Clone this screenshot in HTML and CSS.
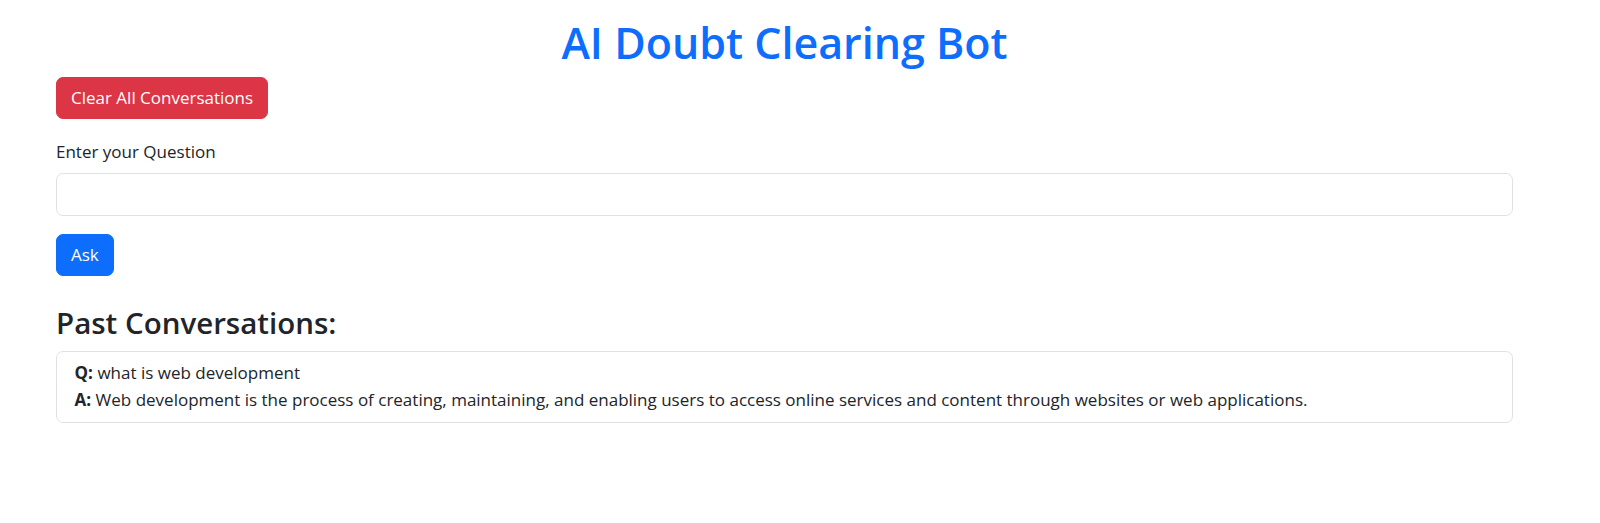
FILE: index.html
```html
<!DOCTYPE html>
<html lang="en">
<head>
<meta charset="utf-8">
<title>AI Doubt Clearing Bot</title>
<link rel="stylesheet" href="styles.css">
</head>
<body>
<div class="container">
  <h1 class="title">AI Doubt Clearing Bot</h1>
  <button class="btn btn-danger">Clear All Conversations</button>
  <form class="ask-form">
    <label class="form-label" for="q">Enter your Question</label>
    <input class="form-control" id="q" type="text">
    <button class="btn btn-primary" type="button">Ask</button>
  </form>
  <h3 class="section-title">Past Conversations:</h3>
  <div class="list-item">
    <div class="line"><strong>Q:</strong> what is web development</div>
    <div class="line"><strong>A:</strong> Web development is the process of creating, maintaining, and enabling users to access online services and content through websites or web applications.</div>
  </div>
</div>
</body>
</html>
```
FILE: styles.css
```css
* { box-sizing: border-box; }
body {
  margin: 0;
  background: #fff;
  color: #212529;
  font-family: "Open Sans", "Noto Sans", sans-serif;
  font-size: 17px;
  line-height: 26.4px;
}
.container {
  width: 1457px;
  margin-left: 56px;
  padding-top: 16.5px;
}
.title {
  margin: 0 0 8.8px;
  text-align: center;
  color: #0d6efd;
  font-size: 43px;
  font-weight: 600;
  line-height: 1.2;
}
.btn {
  display: inline-block;
  font-family: inherit;
  font-size: 17px;
  line-height: 26.4px;
  padding: 6.8px 14px;
  border: 1px solid transparent;
  border-radius: 7px;
  color: #fff;
  cursor: pointer;
}
.btn-danger { background: #dc3545; border-color: #dc3545; }
.btn-primary { background: #0d6efd; border-color: #0d6efd; }
.ask-form {
  display: flex;
  flex-direction: column;
  align-items: flex-start;
  margin-top: 20px;
}
.form-label { margin-bottom: 8px; }
.form-control {
  width: 100%;
  height: 43px;
  border: 1px solid #dee2e6;
  border-radius: 7px;
  padding: 6.8px 13.2px;
  font-family: inherit;
  font-size: 17px;
  margin-bottom: 18px;
}
.section-title {
  margin: 28.4px 0 10.6px;
  font-size: 29.5px;
  font-weight: 600;
  line-height: 1.2;
}
.list-item {
  border: 1px solid #dee2e6;
  border-radius: 7px;
  padding: 8.8px 17.6px;
}
.line strong { font-weight: 700; }
```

> THE REQUEST: Without including any pictures, print all of the material exactly as given.

> SOLUTION FOR THIS PROBLEM:
Clone this screenshot in HTML and CSS.
FILE: index.html
```html
<!DOCTYPE html>
<html lang="en">
<head>
<meta charset="utf-8">
<title>AI Doubt Clearing Bot</title>
<link rel="stylesheet" href="styles.css">
</head>
<body>
<div class="container">
  <h1 class="title">AI Doubt Clearing Bot</h1>
  <button class="btn btn-danger">Clear All Conversations</button>
  <form class="ask-form">
    <label class="form-label" for="q">Enter your Question</label>
    <input class="form-control" id="q" type="text">
    <button class="btn btn-primary" type="button">Ask</button>
  </form>
  <h3 class="section-title">Past Conversations:</h3>
  <div class="list-item">
    <div class="line"><strong>Q:</strong> what is web development</div>
    <div class="line"><strong>A:</strong> Web development is the process of creating, maintaining, and enabling users to access online services and content through websites or web applications.</div>
  </div>
</div>
</body>
</html>
```
FILE: styles.css
```css
* { box-sizing: border-box; }
body {
  margin: 0;
  background: #fff;
  color: #212529;
  font-family: "Open Sans", "Noto Sans", sans-serif;
  font-size: 17px;
  line-height: 26.4px;
}
.container {
  width: 1457px;
  margin-left: 56px;
  padding-top: 16.5px;
}
.title {
  margin: 0 0 8.8px;
  text-align: center;
  color: #0d6efd;
  font-size: 43px;
  font-weight: 600;
  line-height: 1.2;
}
.btn {
  display: inline-block;
  font-family: inherit;
  font-size: 17px;
  line-height: 26.4px;
  padding: 6.8px 14px;
  border: 1px solid transparent;
  border-radius: 7px;
  color: #fff;
  cursor: pointer;
}
.btn-danger { background: #dc3545; border-color: #dc3545; }
.btn-primary { background: #0d6efd; border-color: #0d6efd; }
.ask-form {
  display: flex;
  flex-direction: column;
  align-items: flex-start;
  margin-top: 20px;
}
.form-label { margin-bottom: 8px; }
.form-control {
  width: 100%;
  height: 43px;
  border: 1px solid #dee2e6;
  border-radius: 7px;
  padding: 6.8px 13.2px;
  font-family: inherit;
  font-size: 17px;
  margin-bottom: 18px;
}
.section-title {
  margin: 28.4px 0 10.6px;
  font-size: 29.5px;
  font-weight: 600;
  line-height: 1.2;
}
.list-item {
  border: 1px solid #dee2e6;
  border-radius: 7px;
  padding: 8.8px 17.6px;
}
.line strong { font-weight: 700; }
```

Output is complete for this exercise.